Las camisetas le permitieron gozar de la historia del rock en primera fila. Recuerda cuando cayó el veto del PRI y empezaron a llegar al país Santana, los Rolling Stones, Deep Purple, ZZ Top, Pink Floyd, AC DC, Queen, Guns N' Roses, y otros de la música pop, como Madonna. Fernando lo cuenta en camisetas: “Con Michael Jackson vendimos 6.000 playeras y con Elton John unas 3.500”. Ahora en el taller trabajan cuatro personas. Estampan unas 500 camisetas por semana en esa especie de biblioteca donde cientos de bastidores de madera con el dibujo de cada banda se apilan en las estanterías. Ahí está la historia del rock mundial. Una peculiar noria de ocho brazos gira con las prendas estiradas para recibir las tintas de color. Después pasarán al horno, un proceso hipnótico de puro artesanal.

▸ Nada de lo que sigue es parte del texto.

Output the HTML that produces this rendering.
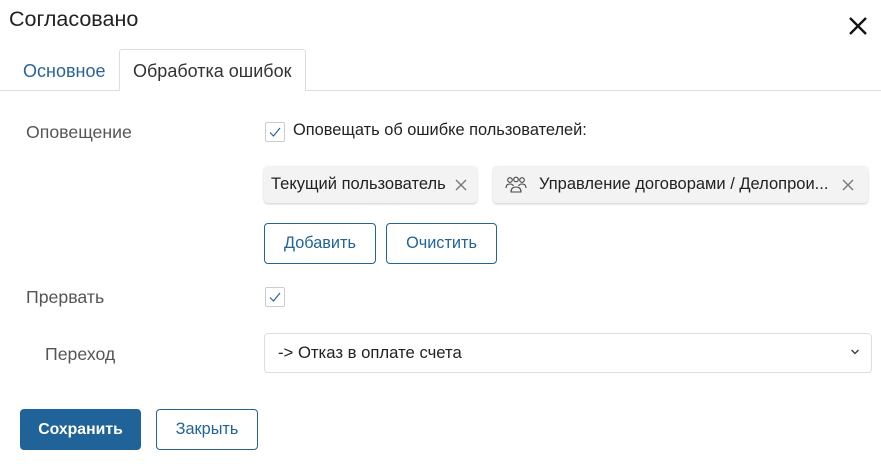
<!DOCTYPE html>
<html><head><meta charset="utf-8"><style>
*{box-sizing:border-box;margin:0;padding:0}
body{width:881px;height:464px;background:#fff;font-family:"Liberation Sans",sans-serif;color:#222;position:relative;overflow:hidden}
.a{position:absolute;white-space:nowrap}
.lbl{font-size:17.7px;color:#555}
.cb{position:absolute;width:20px;height:20px;border:1px solid #ccc;border-radius:2px;background:#fff}
.chip{position:absolute;background:#f3f3f3;border-radius:4px;box-shadow:0 1px 2px rgba(0,0,0,.2);font-size:16.5px;color:#222;display:flex;align-items:center}
.btn{position:absolute;border:1px solid #1f6398;border-radius:4px;color:#1f6398;font-size:16.3px;display:flex;align-items:center;justify-content:center;background:#fff}
</style></head><body>
<div class="a" style="left:9px;top:7px;font-size:21.5px;color:#222">Согласовано</div>
<svg class="a" style="left:848px;top:16px" width="20" height="20" viewBox="0 0 20 20"><path d="M2 2L18 18M18 2L2 18" stroke="#111" stroke-width="2.3"/></svg>
<div class="a" style="left:0;top:90px;width:881px;height:1px;background:#ddd"></div>
<div class="a" style="left:119px;top:49px;width:187px;height:42px;border:1px solid #ddd;border-bottom:none;background:#fff;border-radius:3px 3px 0 0"></div>
<div class="a" style="left:23px;top:61px;font-size:18px;color:#2a6496">Основное</div>
<div class="a" style="left:133px;top:61px;font-size:18px;color:#333">Обработка ошибок</div>

<div class="a lbl" style="left:26px;top:122px">Оповещение</div>
<div class="cb" style="left:265px;top:122px"></div>
<svg class="a" style="left:268px;top:126px" width="14" height="12" viewBox="0 0 14 12"><path d="M2 6.5L5.5 10L12 2" stroke="#2a6496" stroke-width="1.2" fill="none"/></svg>
<div class="a" style="left:293px;top:121px;font-size:16.4px;color:#222">Оповещать об ошибке пользователей:</div>

<div class="chip" style="left:264px;top:166px;width:213px;height:37px;padding-left:7px">Текущий пользователь
<svg style="margin-left:9px" width="12" height="12" viewBox="0 0 12 12"><path d="M1 1L11 11M11 1L1 11" stroke="#777" stroke-width="1.4"/></svg></div>
<div class="chip" style="left:493px;top:166px;width:375px;height:37px;padding-left:12px">
<svg width="22" height="18" viewBox="0 0 22 18" fill="none" stroke="#444" stroke-width="1.1"><circle cx="5" cy="4" r="2.3"/><circle cx="11" cy="3.5" r="2.3"/><circle cx="17" cy="4" r="2.3"/><path d="M1 12c0-3 2-4 4-4s3 1 3.5 2M21 12c0-3-2-4-4-4s-3 1-3.5 2M6 16c0-3.5 2-5 5-5s5 1.5 5 5z"/></svg>
<span style="margin-left:12px">Управление договорами / Делопрои...</span>
<svg style="margin-left:14px" width="12" height="12" viewBox="0 0 12 12"><path d="M1 1L11 11M11 1L1 11" stroke="#777" stroke-width="1.4"/></svg></div>

<div class="btn" style="left:264px;top:223px;width:112px;height:41px">Добавить</div>
<div class="btn" style="left:386px;top:223px;width:111px;height:41px">Очистить</div>

<div class="a lbl" style="left:26px;top:287px">Прервать</div>
<div class="cb" style="left:265px;top:287px"></div>
<svg class="a" style="left:268px;top:291px" width="14" height="12" viewBox="0 0 14 12"><path d="M2 6.5L5.5 10L12 2" stroke="#2a6496" stroke-width="1.2" fill="none"/></svg>

<div class="a lbl" style="left:45px;top:344px">Переход</div>
<div class="a" style="left:264px;top:333px;width:608px;height:40px;border:1px solid #ddd;border-radius:4px"></div>
<div class="a" style="left:278px;top:343px;font-size:16.7px;color:#222">-&gt; Отказ в оплате счета</div>
<svg class="a" style="left:850px;top:348px" width="10" height="8" viewBox="0 0 10 8"><path d="M1.5 2L5 5.5L8.5 2" stroke="#333" stroke-width="1.3" fill="none"/></svg>

<div class="btn" style="left:20px;top:409px;width:121px;height:41px;background:#1f6398;color:#fff;font-weight:bold;font-size:15.8px">Сохранить</div>
<div class="btn" style="left:156px;top:409px;width:102px;height:41px">Закрыть</div>
</body></html>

Fernando viste de negro, informal pero sin insignias rockeras de ninguna clase. El hueco de la gorra deja al aire su eterna coleta, pero hay que buscar su mirada debajo de la visera. Indiana Jones no le era más fiel a su sombrero. Da otro trago a la chela y saca el humo de los pulmones desplazando la boca casi hasta la oreja para no molestar. El gesto recuerda a los dibujos animados manga, en los que el círculo de la boca se mueve aquí y allá para que la cara se exprese. Apenas levanta la voz, y sus movimientos son felinos, más de gato que de tigre, nada que ver con las contorsiones estridentes de los rockeros. Amable y obediente, se cuelga el bajo para ensayar unas notas a petición de la fotógrafa.

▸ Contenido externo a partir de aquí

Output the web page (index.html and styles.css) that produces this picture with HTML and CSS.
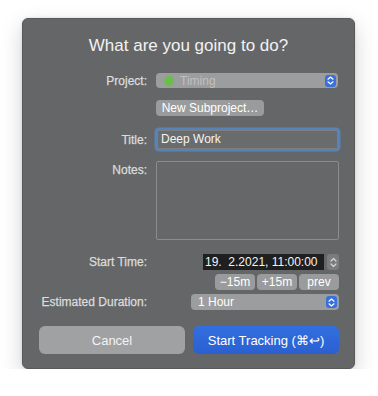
FILE: index.html
```html
<!DOCTYPE html>
<html lang="en">
<head>
    <meta charset="UTF-8">
    <meta name="viewport" content="width=device-width, initial-scale=1.0">
    <title>Start Tracking</title>
    <link rel="stylesheet" href="styles.css">
</head>
<body>

    <div class="dialog">
        <h1 class="heading">What are you going to do?</h1>

        <!-- Project -->
        <div class="row row-project">
            <div class="label">Project:</div>
            <div class="popup popup-project">
                <span class="dot"></span>
                <span class="popup-text muted">Timing</span>
                <span class="stepper-blue">
                    <svg width="7" height="9" viewBox="0 0 7 9"><path d="M1 3.2 L3.5 1 L6 3.2 M1 5.8 L3.5 8 L6 5.8" fill="none" stroke="#fff" stroke-width="1.2" stroke-linecap="round" stroke-linejoin="round"/></svg>
                </span>
            </div>
        </div>

        <div class="row row-sub">
            <div></div>
            <div class="control">
                <button class="btn-small btn-sub">New Subproject…</button>
            </div>
        </div>

        <!-- Title -->
        <div class="row row-title">
            <div class="label">Title:</div>
            <div class="text-field">Deep Work</div>
        </div>

        <!-- Notes -->
        <div class="row row-notes">
            <div class="label label-notes">Notes:</div>
            <div class="notes"></div>
        </div>

        <!-- Start time -->
        <div class="row row-start">
            <div class="label">Start Time:</div>
            <div class="date-row">
                <div class="date-field">19.&nbsp; 2.2021, 11:00:00</div>
                <div class="stepper-grey">
                    <svg width="7" height="11" viewBox="0 0 7 11"><path d="M1 4 L3.5 1.5 L6 4 M1 7 L3.5 9.5 L6 7" fill="none" stroke="#d6d6d6" stroke-width="1.2" stroke-linecap="round" stroke-linejoin="round"/></svg>
                </div>
            </div>
        </div>

        <div class="row row-offsets">
            <div></div>
            <div class="offsets">
                <button class="btn-small btn-offset">−15m</button>
                <button class="btn-small btn-offset">+15m</button>
                <button class="btn-small btn-offset">prev</button>
            </div>
        </div>

        <!-- Duration -->
        <div class="row row-duration">
            <div class="label">Estimated Duration:</div>
            <div class="popup popup-duration">
                <span class="popup-text">1 Hour</span>
                <span class="stepper-blue">
                    <svg width="7" height="9" viewBox="0 0 7 9"><path d="M1 3.2 L3.5 1 L6 3.2 M1 5.8 L3.5 8 L6 5.8" fill="none" stroke="#fff" stroke-width="1.2" stroke-linecap="round" stroke-linejoin="round"/></svg>
                </span>
            </div>
        </div>

        <div class="actions">
            <button class="btn-large btn-cancel">Cancel</button>
            <button class="btn-large btn-start">Start Tracking (⌘↩)</button>
        </div>
    </div>

</body>
</html>
```

FILE: styles.css
```css
body {
    margin: 0;
    background-color: #ffffff;
    font-family: "Liberation Sans", Arial, sans-serif;
    padding: 18px 0 0 22px;
}
.dialog {
    width: 331px;
    height: 349px;
    background-color: #656667;
    border: 1px solid #58595a;
    border-radius: 6px;
    box-shadow: 0 8px 22px rgba(0, 0, 0, 0.18), 0 0 3px rgba(0, 0, 0, 0.12);
    display: flex;
    flex-direction: column;
}
.heading {
    margin: 17px 0 0;
    font-size: 17px;
    line-height: 20px;
    font-weight: normal;
    color: #f2f2f2;
    text-align: center;
}

/* label + control rows */
.row {
    display: grid;
    grid-template-columns: 124px 183px;
    column-gap: 9px;
    align-items: center;
}
.row-project { margin-top: 17px; }
.row-sub { margin-top: 10px; }
.row-title { margin-top: 14px; }
.row-notes { margin-top: 12px; align-items: start; }
.row-start { margin-top: 14px; }
.row-offsets { margin-top: 4px; }
.row-duration { margin-top: 4px; }

.label {
    justify-self: end;
    font-size: 12px;
    line-height: 14px;
    color: #dcdcdc;
    -webkit-text-stroke: 0.25px #dcdcdc;
}
.label-notes {
    margin-top: 2px;
}

/* popups */
.popup {
    height: 15px;
    box-sizing: border-box;
    border-radius: 4px;
    background-color: #9c9d9e;
    display: flex;
    align-items: center;
    font-size: 12px;
    color: #ffffff;
    padding: 0 2px 0 8px;
}
.popup-project {
    width: 182px;
}
.popup-duration {
    justify-self: end;
    width: 148px;
    height: 16px;
    padding-left: 7px;
}
.popup-text {
    flex: 1;
}
.muted {
    color: #bfc0c1;
}
.dot {
    flex: none;
    width: 10px;
    height: 10px;
    border-radius: 50%;
    background-color: #6bbd4c;
    margin-right: 6px;
}
.stepper-blue {
    flex: none;
    width: 11px;
    height: 12px;
    border-radius: 3px;
    background-color: #3a70de;
    display: flex;
    align-items: center;
    justify-content: center;
}

/* small grey buttons */
.btn-small {
    font-family: inherit;
    font-size: 12px;
    color: #ffffff;
    background-color: #9a9b9c;
    border: none;
    border-radius: 4px;
    height: 16px;
    padding: 0;
    line-height: 16px;
}
.btn-sub {
    width: 108px;
}

/* title */
.text-field {
    height: 19px;
    margin: 0 1px;
    box-sizing: border-box;
    background-color: #6a6b6c;
    border: 1px solid #7d7e7f;
    box-shadow: 0 0 0 2.5px #5783b8;
    border-radius: 2px;
    font-size: 12px;
    line-height: 17px;
    color: #f4f4f4;
    padding-left: 3px;
}

/* notes */
.notes {
    height: 79px;
    box-sizing: border-box;
    border: 1px solid #8b8c8d;
    border-radius: 2px;
    background-color: #666768;
}

/* start time */
.date-row {
    display: flex;
    justify-content: flex-end;
    gap: 3px;
}
.date-field {
    width: 121px;
    height: 16px;
    background-color: #1f1f1f;
    color: #f4f4f4;
    font-size: 12px;
    line-height: 16px;
    padding-left: 2px;
    box-sizing: border-box;
    white-space: nowrap;
}
.stepper-grey {
    width: 12px;
    height: 16px;
    border-radius: 3px;
    background-color: #7b7c7d;
    display: flex;
    align-items: center;
    justify-content: center;
}
.offsets {
    display: flex;
    justify-content: flex-end;
    gap: 2px;
}
.btn-offset {
    width: 40px;
}

/* bottom buttons */
.actions {
    display: flex;
    gap: 8px;
    margin: 16px 0 0 16px;
}
.btn-large {
    width: 146px;
    height: 28px;
    border: none;
    border-radius: 6px;
    font-family: inherit;
    font-size: 13px;
    color: #ffffff;
}
.btn-cancel {
    background-color: #a0a1a2;
    color: #f4f4f4;
}
.btn-start {
    background: linear-gradient(#336fe0, #2a5fd2);
}
```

Fernando Marín es bien conocido en el mundo del rock mexicano. Pasó de suplicar sitios para ensayar a prestar su taller y los equipos que le financió su padre a otros artistas. “El chiste de la música es divertirse. El rock nos empujó, nos dio de comer, nos sacó a pasear. Nos divertimos a chorros”, recuerda. Autodidacta, él fue un buen lector de música, por eso le llamaban para hacer suplencias; tocó con Los Hermanos Castro, con Dulce. Y tuvo ofertas para establecerse en Chicago y en Los Ángeles, pero desistió. Su grupo actual es Abril y este 2020 que recién se despereza esperan sacar un cuarto disco. En marzo, para celebrar sus 50 años de música, Fernando y los suyos abrirán el concierto de Martin Barre, guitarrista de Jethro Tull. “Es un honor para nosotros”, dice. Aquellos años se echaban un palomazo [subir a tocar un tema] con los grandes del rock. Porque después del silencio impuesto llegó el ruido con mucho más ruido al escenario mexicano.
Una mano de artista
La música no ha sido la única vocación de Fernando Marín. O dicho de otra manera: las playeras que imprimía no se hacían solo para sacar dinero. A él le gusta pintar. El esqueleto que da imagen a su banda lo dibujó él y muchos de los acetatos que luego pasaban a las camisetas rockeras los hizo a mano cuando la tecnología ni estaba ni se la esperaba. Su vocación por la acuarela culminó en una exposición en el local Pinche Gringo, en la alcaldía Miguel Hidalgo, cerca de Polanco, el barrio fresa en el poniente de Ciudad de México. Allí vendió algunos de los retratos de sus ídolos: Frank Zappa, Bob Dylan, Billy Joel, Beatles… Ahora los protagonistas de sus camisetas son otros, a esas bandas de ahora él las llama "Los monstruos que comen galletas", como en Plaza Sésamo. "Pues es que cantan bien gutural, ¿no? Pero hay que hacer lo que quieren los chavos, no nos podemos quedar atrás".